_Stated problem_. Pictures in the data below are not part of the copy; transcribe everything else exactly.

_Data section_.
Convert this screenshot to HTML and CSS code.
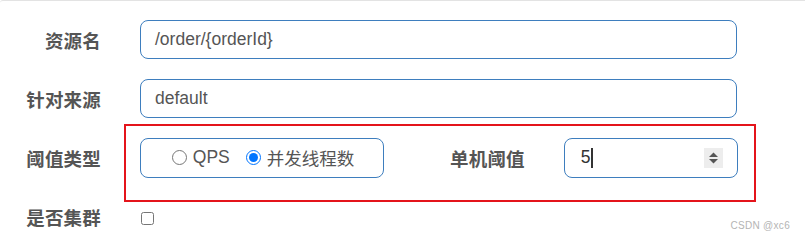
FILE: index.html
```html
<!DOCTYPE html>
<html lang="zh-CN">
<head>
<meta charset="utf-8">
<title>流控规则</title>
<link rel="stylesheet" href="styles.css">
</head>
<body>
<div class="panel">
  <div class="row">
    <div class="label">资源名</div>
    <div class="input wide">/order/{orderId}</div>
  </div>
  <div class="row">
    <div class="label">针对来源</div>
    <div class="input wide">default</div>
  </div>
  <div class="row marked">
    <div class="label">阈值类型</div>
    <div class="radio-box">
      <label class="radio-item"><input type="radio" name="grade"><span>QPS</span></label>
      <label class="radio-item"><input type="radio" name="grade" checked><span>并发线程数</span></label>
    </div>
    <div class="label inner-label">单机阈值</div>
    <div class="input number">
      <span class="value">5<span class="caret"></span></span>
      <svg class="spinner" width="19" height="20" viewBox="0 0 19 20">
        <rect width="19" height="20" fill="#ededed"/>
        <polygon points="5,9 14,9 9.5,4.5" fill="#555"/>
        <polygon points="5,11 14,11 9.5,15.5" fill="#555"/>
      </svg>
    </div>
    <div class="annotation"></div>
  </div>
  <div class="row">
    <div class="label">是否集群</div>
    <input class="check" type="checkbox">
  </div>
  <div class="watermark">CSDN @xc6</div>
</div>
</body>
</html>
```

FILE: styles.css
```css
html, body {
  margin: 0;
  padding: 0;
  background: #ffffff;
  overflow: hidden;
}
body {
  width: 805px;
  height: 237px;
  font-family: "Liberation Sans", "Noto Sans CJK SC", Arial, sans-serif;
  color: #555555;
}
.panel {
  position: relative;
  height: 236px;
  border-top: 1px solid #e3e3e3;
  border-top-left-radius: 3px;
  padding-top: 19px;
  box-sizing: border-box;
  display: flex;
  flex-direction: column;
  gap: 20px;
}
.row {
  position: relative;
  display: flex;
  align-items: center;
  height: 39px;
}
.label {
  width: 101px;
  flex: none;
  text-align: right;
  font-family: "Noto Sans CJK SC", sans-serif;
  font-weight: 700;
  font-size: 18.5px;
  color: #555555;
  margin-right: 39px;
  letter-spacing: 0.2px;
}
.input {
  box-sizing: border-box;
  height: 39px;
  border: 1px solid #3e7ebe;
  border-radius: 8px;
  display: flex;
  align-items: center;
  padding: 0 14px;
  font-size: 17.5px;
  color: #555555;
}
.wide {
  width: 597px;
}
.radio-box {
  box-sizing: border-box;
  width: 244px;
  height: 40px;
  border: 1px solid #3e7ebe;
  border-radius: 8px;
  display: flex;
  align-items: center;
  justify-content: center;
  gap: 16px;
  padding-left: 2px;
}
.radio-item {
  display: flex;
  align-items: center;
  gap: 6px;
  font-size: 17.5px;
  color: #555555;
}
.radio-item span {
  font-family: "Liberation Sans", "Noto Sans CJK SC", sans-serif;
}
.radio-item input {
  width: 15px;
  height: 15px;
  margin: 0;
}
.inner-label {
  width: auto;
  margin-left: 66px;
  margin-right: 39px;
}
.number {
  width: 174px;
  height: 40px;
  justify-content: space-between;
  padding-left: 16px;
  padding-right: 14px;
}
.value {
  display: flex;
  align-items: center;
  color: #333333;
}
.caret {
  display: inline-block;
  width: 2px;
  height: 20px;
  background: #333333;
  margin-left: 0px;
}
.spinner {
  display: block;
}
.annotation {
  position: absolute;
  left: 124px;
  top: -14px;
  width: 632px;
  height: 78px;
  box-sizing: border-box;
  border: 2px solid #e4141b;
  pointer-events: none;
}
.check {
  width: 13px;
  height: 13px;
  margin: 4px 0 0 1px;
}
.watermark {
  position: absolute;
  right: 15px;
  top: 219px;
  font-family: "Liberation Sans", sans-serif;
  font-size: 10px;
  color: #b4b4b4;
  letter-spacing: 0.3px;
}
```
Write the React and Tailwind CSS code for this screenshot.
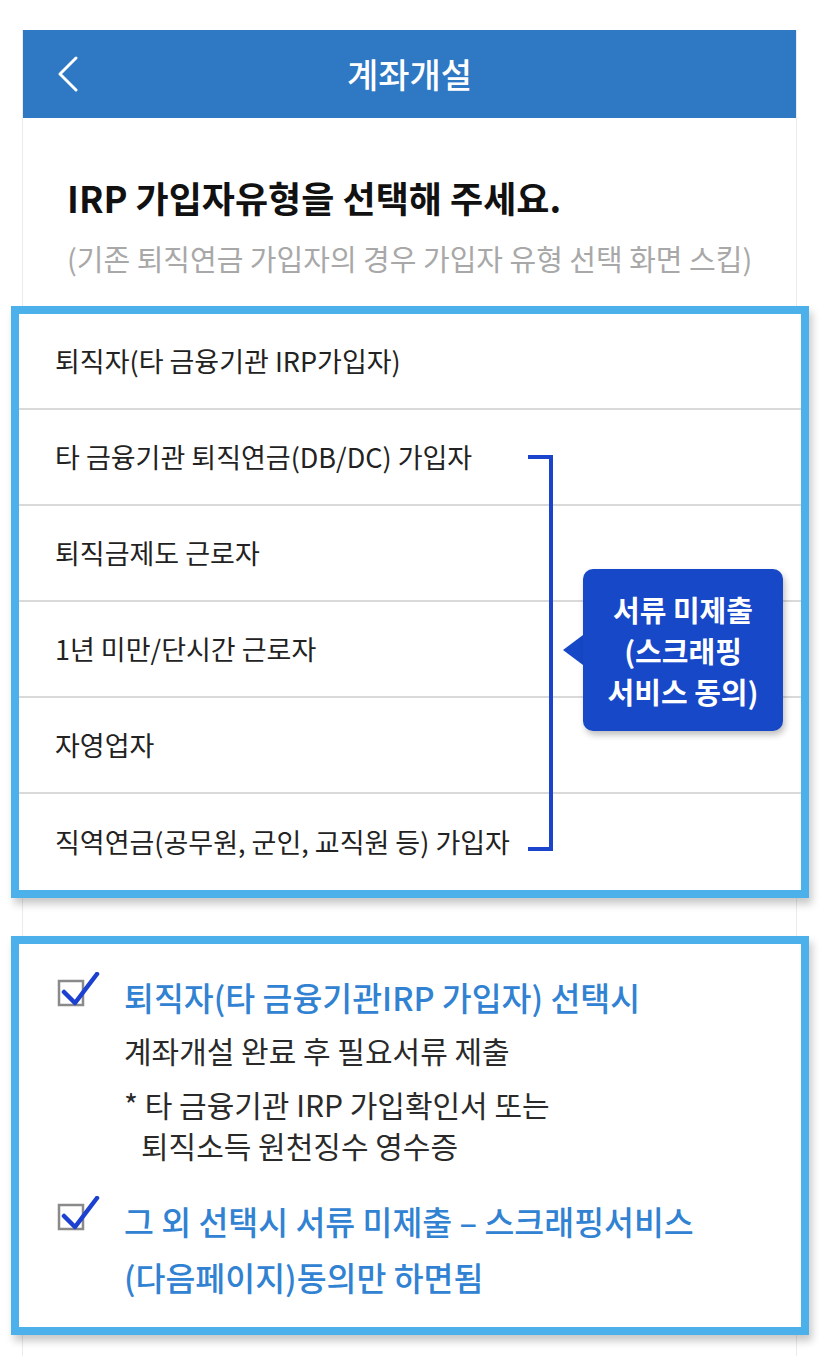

_The output_.
Convert this screenshot to HTML and CSS code.
FILE: index.html
```html
<!DOCTYPE html>
<html lang="zh-CN">
<head>
<meta charset="utf-8">
<title>流控规则</title>
<link rel="stylesheet" href="styles.css">
</head>
<body>
<div class="panel">
  <div class="row">
    <div class="label">资源名</div>
    <div class="input wide">/order/{orderId}</div>
  </div>
  <div class="row">
    <div class="label">针对来源</div>
    <div class="input wide">default</div>
  </div>
  <div class="row marked">
    <div class="label">阈值类型</div>
    <div class="radio-box">
      <label class="radio-item"><input type="radio" name="grade"><span>QPS</span></label>
      <label class="radio-item"><input type="radio" name="grade" checked><span>并发线程数</span></label>
    </div>
    <div class="label inner-label">单机阈值</div>
    <div class="input number">
      <span class="value">5<span class="caret"></span></span>
      <svg class="spinner" width="19" height="20" viewBox="0 0 19 20">
        <rect width="19" height="20" fill="#ededed"/>
        <polygon points="5,9 14,9 9.5,4.5" fill="#555"/>
        <polygon points="5,11 14,11 9.5,15.5" fill="#555"/>
      </svg>
    </div>
    <div class="annotation"></div>
  </div>
  <div class="row">
    <div class="label">是否集群</div>
    <input class="check" type="checkbox">
  </div>
  <div class="watermark">CSDN @xc6</div>
</div>
</body>
</html>
```

FILE: styles.css
```css
html, body {
  margin: 0;
  padding: 0;
  background: #ffffff;
  overflow: hidden;
}
body {
  width: 805px;
  height: 237px;
  font-family: "Liberation Sans", "Noto Sans CJK SC", Arial, sans-serif;
  color: #555555;
}
.panel {
  position: relative;
  height: 236px;
  border-top: 1px solid #e3e3e3;
  border-top-left-radius: 3px;
  padding-top: 19px;
  box-sizing: border-box;
  display: flex;
  flex-direction: column;
  gap: 20px;
}
.row {
  position: relative;
  display: flex;
  align-items: center;
  height: 39px;
}
.label {
  width: 101px;
  flex: none;
  text-align: right;
  font-family: "Noto Sans CJK SC", sans-serif;
  font-weight: 700;
  font-size: 18.5px;
  color: #555555;
  margin-right: 39px;
  letter-spacing: 0.2px;
}
.input {
  box-sizing: border-box;
  height: 39px;
  border: 1px solid #3e7ebe;
  border-radius: 8px;
  display: flex;
  align-items: center;
  padding: 0 14px;
  font-size: 17.5px;
  color: #555555;
}
.wide {
  width: 597px;
}
.radio-box {
  box-sizing: border-box;
  width: 244px;
  height: 40px;
  border: 1px solid #3e7ebe;
  border-radius: 8px;
  display: flex;
  align-items: center;
  justify-content: center;
  gap: 16px;
  padding-left: 2px;
}
.radio-item {
  display: flex;
  align-items: center;
  gap: 6px;
  font-size: 17.5px;
  color: #555555;
}
.radio-item span {
  font-family: "Liberation Sans", "Noto Sans CJK SC", sans-serif;
}
.radio-item input {
  width: 15px;
  height: 15px;
  margin: 0;
}
.inner-label {
  width: auto;
  margin-left: 66px;
  margin-right: 39px;
}
.number {
  width: 174px;
  height: 40px;
  justify-content: space-between;
  padding-left: 16px;
  padding-right: 14px;
}
.value {
  display: flex;
  align-items: center;
  color: #333333;
}
.caret {
  display: inline-block;
  width: 2px;
  height: 20px;
  background: #333333;
  margin-left: 0px;
}
.spinner {
  display: block;
}
.annotation {
  position: absolute;
  left: 124px;
  top: -14px;
  width: 632px;
  height: 78px;
  box-sizing: border-box;
  border: 2px solid #e4141b;
  pointer-events: none;
}
.check {
  width: 13px;
  height: 13px;
  margin: 4px 0 0 1px;
}
.watermark {
  position: absolute;
  right: 15px;
  top: 219px;
  font-family: "Liberation Sans", sans-serif;
  font-size: 10px;
  color: #b4b4b4;
  letter-spacing: 0.3px;
}
```
Write the React and Tailwind CSS code for this screenshot.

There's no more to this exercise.